Below are records. Copy every line with "that" in it.
═══ Extracted entries
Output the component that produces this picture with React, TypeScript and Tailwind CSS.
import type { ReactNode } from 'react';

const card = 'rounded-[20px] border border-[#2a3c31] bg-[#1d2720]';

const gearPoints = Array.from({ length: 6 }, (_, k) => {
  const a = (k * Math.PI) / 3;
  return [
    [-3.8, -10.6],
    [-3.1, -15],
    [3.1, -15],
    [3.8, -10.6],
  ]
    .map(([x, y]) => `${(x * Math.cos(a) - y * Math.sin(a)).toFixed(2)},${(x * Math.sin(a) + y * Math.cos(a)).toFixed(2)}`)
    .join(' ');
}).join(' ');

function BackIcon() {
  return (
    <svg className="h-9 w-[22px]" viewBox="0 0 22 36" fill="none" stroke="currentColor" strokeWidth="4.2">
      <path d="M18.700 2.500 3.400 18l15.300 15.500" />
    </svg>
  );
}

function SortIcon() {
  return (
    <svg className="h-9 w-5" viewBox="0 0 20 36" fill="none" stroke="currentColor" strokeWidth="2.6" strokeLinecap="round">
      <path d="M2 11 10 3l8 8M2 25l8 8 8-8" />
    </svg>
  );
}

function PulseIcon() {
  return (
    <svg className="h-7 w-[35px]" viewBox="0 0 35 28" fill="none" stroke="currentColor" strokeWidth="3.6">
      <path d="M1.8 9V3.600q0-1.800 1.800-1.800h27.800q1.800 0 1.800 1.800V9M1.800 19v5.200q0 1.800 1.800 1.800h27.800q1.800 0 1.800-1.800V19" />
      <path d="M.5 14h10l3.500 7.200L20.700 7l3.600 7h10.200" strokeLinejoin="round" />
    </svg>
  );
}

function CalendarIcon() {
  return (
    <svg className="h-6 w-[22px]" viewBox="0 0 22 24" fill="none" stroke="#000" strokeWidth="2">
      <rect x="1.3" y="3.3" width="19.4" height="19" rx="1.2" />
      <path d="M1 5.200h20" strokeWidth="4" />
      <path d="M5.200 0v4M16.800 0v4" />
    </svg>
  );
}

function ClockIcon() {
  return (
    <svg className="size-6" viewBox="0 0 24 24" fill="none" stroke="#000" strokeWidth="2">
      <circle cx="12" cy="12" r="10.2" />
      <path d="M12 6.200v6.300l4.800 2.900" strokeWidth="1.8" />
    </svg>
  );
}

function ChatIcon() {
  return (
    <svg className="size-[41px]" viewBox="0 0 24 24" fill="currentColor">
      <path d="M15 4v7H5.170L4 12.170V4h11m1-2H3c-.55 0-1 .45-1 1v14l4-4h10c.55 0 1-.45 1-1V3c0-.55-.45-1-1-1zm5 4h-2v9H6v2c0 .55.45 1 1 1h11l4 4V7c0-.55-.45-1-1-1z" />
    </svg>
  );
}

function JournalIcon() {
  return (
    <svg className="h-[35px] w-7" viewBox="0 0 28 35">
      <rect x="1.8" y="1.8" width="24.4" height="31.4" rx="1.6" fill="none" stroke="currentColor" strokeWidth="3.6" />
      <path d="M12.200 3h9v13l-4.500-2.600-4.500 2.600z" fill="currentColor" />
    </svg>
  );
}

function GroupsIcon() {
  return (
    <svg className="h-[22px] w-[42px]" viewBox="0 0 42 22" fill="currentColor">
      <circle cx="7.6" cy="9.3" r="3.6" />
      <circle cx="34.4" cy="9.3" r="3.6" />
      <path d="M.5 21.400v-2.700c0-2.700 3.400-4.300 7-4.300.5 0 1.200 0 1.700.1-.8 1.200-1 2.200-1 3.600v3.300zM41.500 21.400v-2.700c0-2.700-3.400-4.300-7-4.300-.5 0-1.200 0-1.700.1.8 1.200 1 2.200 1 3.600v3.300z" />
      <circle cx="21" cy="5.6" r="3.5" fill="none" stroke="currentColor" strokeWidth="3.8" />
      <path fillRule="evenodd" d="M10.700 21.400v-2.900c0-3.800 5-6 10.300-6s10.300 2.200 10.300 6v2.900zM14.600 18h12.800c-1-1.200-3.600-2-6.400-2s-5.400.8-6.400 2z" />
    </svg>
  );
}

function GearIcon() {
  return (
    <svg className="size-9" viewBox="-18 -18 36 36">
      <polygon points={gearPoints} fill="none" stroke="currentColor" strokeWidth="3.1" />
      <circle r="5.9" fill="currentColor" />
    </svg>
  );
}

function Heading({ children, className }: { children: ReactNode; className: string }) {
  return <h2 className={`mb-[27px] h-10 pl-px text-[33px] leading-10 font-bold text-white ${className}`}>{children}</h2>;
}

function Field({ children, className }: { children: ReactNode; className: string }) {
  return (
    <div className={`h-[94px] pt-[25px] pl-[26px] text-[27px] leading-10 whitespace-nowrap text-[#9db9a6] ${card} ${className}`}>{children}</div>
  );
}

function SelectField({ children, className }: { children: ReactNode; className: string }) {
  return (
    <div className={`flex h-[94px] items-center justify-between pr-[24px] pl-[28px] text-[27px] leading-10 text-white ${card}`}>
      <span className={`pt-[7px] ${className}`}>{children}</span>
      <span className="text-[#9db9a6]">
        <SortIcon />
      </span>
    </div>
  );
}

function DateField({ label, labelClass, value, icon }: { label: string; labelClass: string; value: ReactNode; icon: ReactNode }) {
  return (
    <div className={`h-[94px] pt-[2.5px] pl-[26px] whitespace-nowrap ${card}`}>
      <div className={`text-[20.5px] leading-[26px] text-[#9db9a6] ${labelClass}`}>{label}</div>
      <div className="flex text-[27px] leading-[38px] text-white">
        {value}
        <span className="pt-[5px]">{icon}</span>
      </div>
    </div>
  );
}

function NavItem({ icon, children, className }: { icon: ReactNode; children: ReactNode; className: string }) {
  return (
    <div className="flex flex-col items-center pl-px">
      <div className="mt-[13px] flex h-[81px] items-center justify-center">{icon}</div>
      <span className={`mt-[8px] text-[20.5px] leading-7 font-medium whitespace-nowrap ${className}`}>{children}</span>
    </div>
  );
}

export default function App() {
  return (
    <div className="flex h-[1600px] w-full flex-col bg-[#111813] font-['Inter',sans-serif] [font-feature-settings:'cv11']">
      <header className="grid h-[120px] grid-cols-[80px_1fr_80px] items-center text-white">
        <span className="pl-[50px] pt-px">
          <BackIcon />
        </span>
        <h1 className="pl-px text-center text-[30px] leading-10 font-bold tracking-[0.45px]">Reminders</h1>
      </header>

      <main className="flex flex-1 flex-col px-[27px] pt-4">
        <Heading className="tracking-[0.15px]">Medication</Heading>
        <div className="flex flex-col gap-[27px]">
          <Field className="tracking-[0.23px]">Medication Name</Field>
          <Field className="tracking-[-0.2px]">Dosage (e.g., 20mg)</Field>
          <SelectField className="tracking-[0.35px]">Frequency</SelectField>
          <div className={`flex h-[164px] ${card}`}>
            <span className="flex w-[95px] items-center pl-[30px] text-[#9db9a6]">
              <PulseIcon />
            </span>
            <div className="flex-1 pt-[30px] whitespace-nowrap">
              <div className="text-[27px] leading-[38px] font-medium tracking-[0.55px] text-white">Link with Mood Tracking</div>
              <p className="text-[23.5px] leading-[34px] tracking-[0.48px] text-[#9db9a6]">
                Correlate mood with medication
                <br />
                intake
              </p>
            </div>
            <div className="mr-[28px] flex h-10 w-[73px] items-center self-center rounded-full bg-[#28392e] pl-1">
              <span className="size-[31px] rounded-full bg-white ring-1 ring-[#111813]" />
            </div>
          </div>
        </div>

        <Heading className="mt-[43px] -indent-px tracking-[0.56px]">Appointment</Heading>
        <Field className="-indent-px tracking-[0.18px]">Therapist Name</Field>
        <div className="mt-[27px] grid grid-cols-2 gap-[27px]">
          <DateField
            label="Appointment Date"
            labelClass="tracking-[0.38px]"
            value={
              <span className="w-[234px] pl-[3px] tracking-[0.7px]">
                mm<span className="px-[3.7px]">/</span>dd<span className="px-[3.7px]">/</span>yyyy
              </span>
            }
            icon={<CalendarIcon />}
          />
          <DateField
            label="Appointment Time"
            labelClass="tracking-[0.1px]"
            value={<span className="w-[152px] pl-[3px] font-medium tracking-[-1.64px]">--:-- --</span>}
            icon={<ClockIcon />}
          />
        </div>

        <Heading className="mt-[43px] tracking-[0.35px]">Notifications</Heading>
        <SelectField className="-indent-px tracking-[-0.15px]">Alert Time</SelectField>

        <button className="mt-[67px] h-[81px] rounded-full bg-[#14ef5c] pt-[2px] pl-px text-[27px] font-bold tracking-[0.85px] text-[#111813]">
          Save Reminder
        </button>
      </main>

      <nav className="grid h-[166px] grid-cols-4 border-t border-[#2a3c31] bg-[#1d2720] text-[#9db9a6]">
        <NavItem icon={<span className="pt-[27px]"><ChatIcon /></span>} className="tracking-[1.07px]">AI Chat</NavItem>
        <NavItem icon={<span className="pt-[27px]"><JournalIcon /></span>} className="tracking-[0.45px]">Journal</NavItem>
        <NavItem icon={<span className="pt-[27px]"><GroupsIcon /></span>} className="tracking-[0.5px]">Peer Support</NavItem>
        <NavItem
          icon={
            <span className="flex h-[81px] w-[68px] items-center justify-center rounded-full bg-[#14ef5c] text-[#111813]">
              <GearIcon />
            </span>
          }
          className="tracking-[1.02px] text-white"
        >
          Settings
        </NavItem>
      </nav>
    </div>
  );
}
══════
═══ Extracted entries
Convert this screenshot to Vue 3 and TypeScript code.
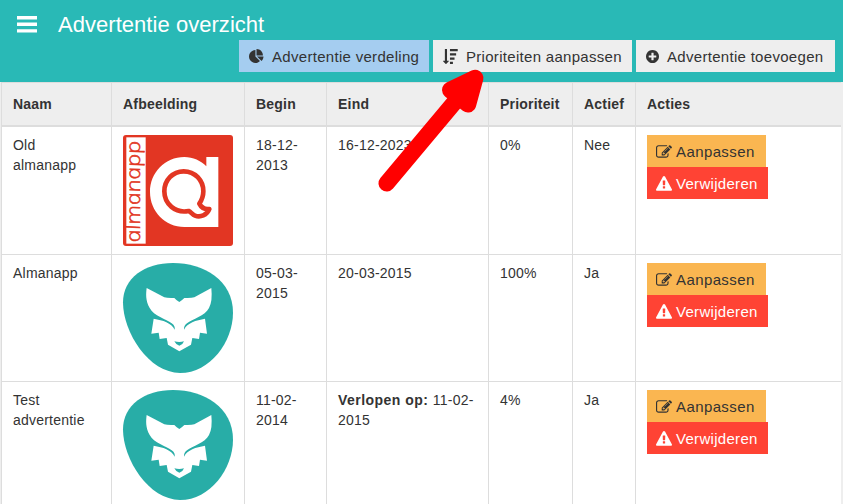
══════
═══ Extracted entries
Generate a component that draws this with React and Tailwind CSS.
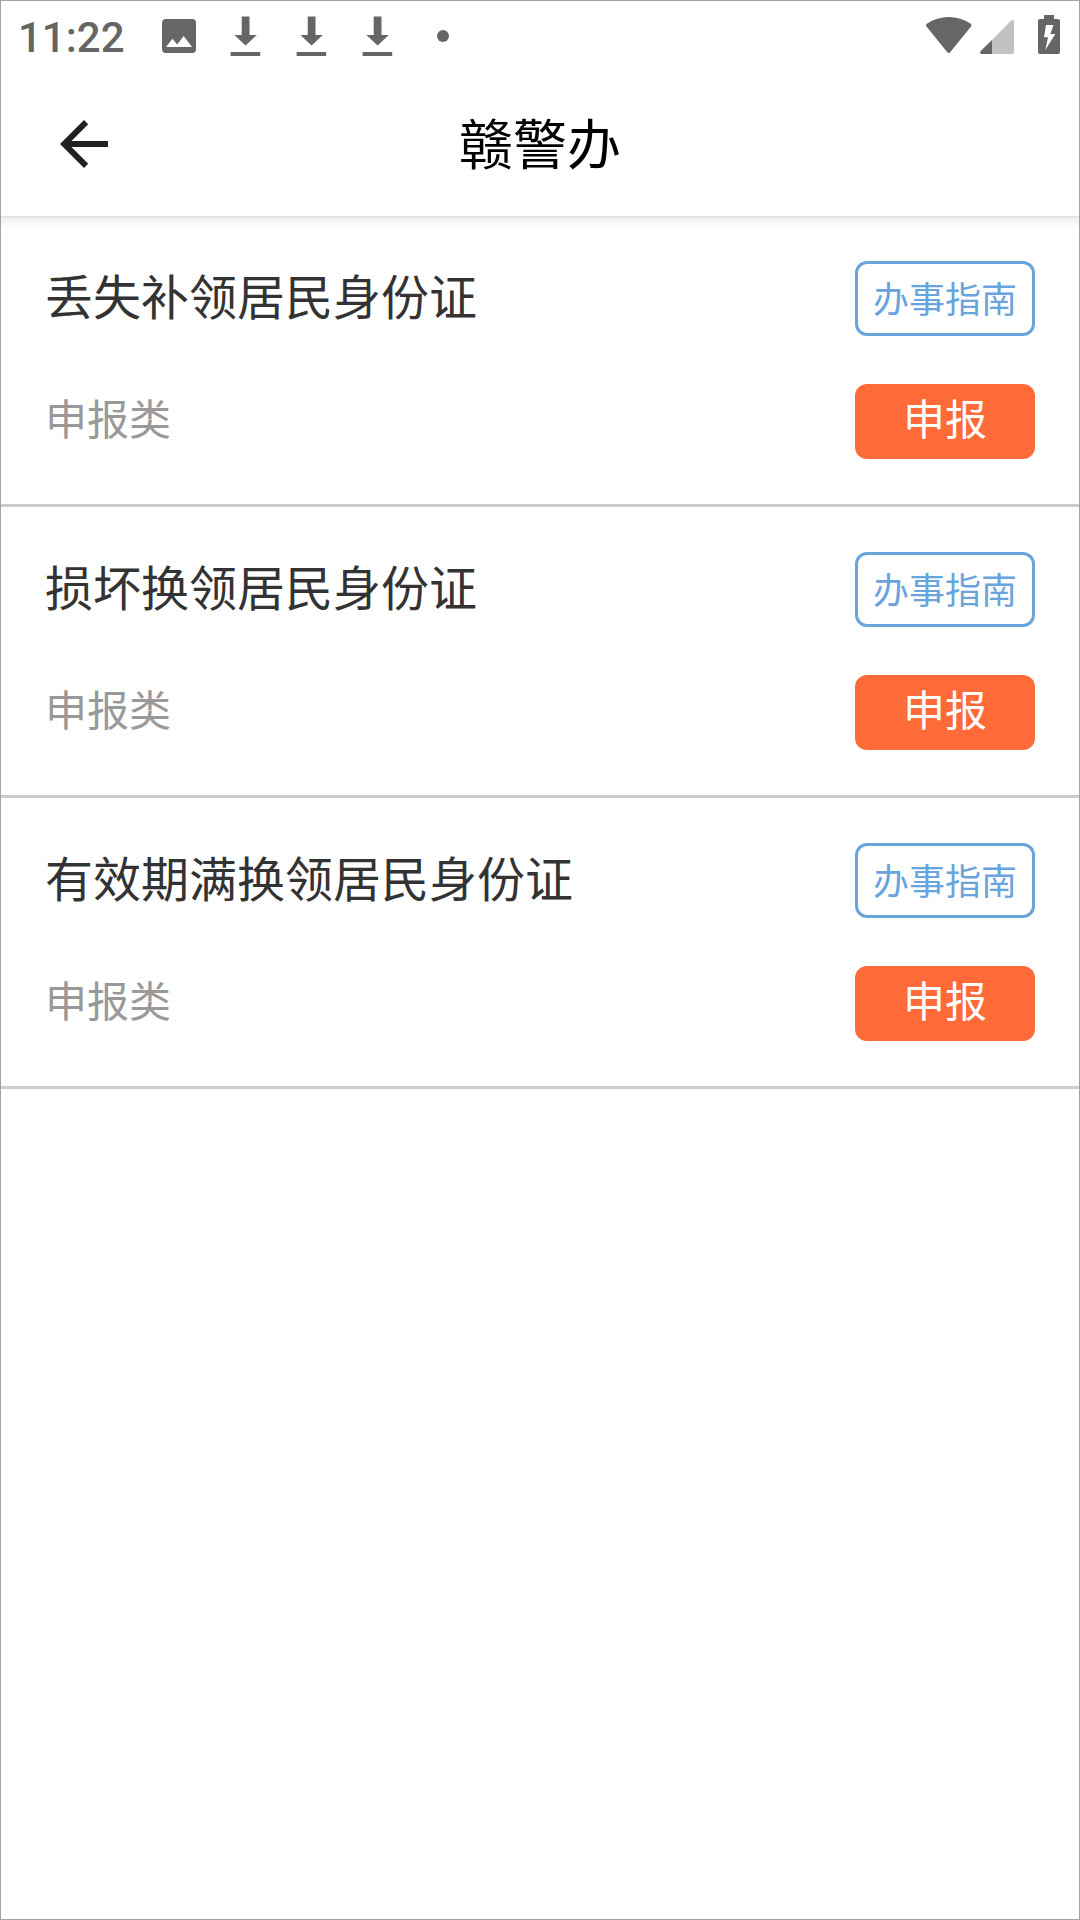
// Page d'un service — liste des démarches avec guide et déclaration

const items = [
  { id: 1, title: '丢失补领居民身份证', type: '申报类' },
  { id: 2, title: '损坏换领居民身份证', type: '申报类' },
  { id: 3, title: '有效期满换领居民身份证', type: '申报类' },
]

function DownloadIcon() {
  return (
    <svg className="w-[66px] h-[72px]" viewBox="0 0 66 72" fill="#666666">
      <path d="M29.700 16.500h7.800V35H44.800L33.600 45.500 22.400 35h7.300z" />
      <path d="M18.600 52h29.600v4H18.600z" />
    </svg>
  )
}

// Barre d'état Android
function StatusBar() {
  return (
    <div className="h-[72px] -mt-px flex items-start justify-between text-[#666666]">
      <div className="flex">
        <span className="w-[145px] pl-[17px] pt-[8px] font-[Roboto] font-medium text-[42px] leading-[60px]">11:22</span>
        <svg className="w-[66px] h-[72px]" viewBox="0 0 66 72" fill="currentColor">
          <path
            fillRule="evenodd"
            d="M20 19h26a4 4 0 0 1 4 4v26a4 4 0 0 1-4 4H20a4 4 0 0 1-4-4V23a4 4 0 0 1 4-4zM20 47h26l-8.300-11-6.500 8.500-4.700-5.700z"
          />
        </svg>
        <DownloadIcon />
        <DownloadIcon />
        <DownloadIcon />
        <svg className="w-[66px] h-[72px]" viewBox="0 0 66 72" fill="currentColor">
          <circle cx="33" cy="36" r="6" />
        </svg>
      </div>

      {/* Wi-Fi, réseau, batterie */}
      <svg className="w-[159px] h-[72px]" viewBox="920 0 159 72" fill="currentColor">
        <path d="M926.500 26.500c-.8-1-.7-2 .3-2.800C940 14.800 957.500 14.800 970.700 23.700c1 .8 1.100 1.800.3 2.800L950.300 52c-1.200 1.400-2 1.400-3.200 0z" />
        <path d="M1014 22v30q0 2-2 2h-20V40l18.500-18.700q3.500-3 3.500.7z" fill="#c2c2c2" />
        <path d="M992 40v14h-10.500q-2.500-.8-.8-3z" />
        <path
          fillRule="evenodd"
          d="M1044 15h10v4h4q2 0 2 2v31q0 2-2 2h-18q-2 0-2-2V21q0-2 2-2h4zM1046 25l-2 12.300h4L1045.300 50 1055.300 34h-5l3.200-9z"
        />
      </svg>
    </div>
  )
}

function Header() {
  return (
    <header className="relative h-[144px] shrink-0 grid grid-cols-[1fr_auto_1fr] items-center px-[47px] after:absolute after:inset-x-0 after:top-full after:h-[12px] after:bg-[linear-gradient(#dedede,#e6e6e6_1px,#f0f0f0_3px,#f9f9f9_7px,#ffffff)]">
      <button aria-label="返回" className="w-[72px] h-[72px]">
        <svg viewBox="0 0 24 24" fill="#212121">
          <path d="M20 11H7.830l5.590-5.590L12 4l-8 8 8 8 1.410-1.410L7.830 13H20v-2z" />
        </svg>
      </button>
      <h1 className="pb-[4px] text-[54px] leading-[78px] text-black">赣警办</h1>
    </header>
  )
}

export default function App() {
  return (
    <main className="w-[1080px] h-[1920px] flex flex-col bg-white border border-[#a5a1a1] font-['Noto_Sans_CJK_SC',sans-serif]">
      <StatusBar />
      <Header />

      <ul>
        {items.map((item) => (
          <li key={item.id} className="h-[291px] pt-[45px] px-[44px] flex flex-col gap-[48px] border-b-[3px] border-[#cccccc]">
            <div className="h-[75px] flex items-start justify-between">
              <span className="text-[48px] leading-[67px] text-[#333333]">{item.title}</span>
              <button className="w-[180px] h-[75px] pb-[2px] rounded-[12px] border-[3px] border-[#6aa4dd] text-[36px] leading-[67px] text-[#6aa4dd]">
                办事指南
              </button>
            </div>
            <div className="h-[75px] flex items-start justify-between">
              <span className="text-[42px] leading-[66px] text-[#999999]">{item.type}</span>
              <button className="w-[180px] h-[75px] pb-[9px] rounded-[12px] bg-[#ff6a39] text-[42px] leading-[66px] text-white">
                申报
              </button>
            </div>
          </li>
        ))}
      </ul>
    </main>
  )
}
══════
## Exercise output
Output the component that produces this picture with React, TypeScript and Tailwind CSS.
Generate a component that draws this with React and Tailwind CSS.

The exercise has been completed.